[Problem to solve]
Lift out each line of the data that holds "code".

BEGIN Data section

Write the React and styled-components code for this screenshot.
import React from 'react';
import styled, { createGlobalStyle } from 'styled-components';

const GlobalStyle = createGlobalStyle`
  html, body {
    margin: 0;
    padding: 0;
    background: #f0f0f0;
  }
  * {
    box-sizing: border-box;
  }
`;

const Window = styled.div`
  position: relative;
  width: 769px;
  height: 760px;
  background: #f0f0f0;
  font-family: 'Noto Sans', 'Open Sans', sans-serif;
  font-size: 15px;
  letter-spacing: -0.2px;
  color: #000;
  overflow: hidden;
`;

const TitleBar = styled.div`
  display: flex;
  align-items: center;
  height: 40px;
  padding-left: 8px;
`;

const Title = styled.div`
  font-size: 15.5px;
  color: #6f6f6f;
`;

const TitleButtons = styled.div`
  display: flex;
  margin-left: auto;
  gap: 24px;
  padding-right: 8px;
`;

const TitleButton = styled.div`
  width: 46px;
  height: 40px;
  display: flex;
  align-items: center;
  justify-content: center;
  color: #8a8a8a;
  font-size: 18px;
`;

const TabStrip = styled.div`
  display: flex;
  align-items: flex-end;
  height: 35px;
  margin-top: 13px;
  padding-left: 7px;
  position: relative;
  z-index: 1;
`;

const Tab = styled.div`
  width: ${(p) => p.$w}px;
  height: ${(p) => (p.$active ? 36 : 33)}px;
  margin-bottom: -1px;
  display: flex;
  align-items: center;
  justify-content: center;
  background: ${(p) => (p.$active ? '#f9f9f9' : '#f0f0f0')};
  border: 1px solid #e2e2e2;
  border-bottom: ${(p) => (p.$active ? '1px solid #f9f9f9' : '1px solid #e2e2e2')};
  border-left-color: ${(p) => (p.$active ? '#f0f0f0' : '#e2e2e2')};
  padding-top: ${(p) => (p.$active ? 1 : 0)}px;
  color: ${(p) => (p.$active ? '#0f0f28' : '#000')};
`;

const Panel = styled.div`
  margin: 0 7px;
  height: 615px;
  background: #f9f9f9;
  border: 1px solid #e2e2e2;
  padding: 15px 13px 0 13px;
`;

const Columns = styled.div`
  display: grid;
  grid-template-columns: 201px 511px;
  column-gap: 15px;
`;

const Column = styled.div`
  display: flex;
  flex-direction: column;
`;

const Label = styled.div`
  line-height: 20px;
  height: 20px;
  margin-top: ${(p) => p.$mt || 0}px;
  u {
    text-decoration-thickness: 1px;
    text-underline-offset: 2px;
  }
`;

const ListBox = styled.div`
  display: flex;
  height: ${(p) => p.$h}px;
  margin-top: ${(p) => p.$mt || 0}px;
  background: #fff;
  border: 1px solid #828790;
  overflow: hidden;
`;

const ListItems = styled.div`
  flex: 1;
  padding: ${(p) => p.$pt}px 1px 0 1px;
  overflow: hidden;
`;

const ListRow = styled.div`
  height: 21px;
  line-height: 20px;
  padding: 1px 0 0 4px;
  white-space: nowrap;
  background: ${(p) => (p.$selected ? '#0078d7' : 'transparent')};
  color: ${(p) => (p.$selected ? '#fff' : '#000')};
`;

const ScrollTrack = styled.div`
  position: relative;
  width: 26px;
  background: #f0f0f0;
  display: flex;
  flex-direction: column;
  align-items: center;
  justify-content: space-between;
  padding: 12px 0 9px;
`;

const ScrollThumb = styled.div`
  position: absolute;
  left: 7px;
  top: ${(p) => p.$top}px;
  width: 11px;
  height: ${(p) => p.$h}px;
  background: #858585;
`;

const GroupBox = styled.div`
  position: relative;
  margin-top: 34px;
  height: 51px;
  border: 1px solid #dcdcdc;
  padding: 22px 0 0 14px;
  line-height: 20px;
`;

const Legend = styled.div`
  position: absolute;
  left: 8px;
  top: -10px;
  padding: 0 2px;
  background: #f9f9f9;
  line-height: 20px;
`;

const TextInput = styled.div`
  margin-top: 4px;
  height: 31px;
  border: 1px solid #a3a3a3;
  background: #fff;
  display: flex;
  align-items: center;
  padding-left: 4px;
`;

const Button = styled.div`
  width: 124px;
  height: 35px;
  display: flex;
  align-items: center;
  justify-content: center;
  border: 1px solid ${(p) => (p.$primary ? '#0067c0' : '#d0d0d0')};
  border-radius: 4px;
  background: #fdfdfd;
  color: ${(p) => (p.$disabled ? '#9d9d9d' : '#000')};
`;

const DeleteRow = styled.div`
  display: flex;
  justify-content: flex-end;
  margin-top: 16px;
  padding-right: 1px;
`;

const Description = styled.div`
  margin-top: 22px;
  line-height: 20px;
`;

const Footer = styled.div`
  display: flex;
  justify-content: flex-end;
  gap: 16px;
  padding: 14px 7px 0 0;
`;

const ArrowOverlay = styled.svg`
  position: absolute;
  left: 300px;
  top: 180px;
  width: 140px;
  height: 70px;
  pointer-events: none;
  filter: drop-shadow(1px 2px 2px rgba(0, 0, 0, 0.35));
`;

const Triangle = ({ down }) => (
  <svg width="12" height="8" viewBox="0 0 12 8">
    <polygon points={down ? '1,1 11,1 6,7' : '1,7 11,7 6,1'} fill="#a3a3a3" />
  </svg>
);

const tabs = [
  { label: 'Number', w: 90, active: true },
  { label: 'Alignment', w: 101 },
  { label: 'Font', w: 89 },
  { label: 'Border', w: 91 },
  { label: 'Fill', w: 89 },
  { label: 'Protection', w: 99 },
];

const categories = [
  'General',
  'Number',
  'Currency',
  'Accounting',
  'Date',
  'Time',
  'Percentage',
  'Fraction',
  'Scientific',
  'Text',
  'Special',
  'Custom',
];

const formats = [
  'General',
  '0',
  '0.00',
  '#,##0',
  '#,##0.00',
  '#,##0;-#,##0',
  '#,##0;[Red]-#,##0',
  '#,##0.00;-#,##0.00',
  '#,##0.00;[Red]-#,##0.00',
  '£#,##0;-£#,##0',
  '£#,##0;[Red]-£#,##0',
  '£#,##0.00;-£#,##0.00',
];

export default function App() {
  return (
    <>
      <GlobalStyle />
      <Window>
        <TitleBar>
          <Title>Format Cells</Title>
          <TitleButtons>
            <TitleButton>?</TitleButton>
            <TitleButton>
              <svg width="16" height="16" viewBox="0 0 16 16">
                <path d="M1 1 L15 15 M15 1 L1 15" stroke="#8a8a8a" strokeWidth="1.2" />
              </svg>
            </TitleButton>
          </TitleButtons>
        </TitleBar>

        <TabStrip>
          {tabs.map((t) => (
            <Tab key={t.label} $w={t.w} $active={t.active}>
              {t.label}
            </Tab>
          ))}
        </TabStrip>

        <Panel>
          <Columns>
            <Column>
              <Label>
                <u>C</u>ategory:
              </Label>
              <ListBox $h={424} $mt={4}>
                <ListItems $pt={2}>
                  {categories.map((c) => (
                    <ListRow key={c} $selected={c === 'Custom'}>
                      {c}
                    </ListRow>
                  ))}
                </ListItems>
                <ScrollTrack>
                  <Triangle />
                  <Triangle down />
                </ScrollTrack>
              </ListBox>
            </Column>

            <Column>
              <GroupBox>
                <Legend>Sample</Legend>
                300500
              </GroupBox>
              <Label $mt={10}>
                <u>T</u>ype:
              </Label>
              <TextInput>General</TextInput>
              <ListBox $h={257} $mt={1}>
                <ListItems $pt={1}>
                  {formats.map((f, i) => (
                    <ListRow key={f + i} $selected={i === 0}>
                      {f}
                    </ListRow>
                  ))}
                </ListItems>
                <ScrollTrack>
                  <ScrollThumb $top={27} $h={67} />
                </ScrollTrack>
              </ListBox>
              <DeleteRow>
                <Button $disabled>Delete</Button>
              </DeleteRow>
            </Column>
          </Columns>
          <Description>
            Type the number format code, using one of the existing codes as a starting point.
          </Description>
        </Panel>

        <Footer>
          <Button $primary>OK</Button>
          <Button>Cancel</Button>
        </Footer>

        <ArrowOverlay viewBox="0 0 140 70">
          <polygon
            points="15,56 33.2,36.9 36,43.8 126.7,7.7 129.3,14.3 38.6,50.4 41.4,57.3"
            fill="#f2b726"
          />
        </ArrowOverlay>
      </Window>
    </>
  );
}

END Data section

[Full output]
Write the React and styled-components code for this screenshot.
            Type the number format code, using one of the existing codes as a starting point.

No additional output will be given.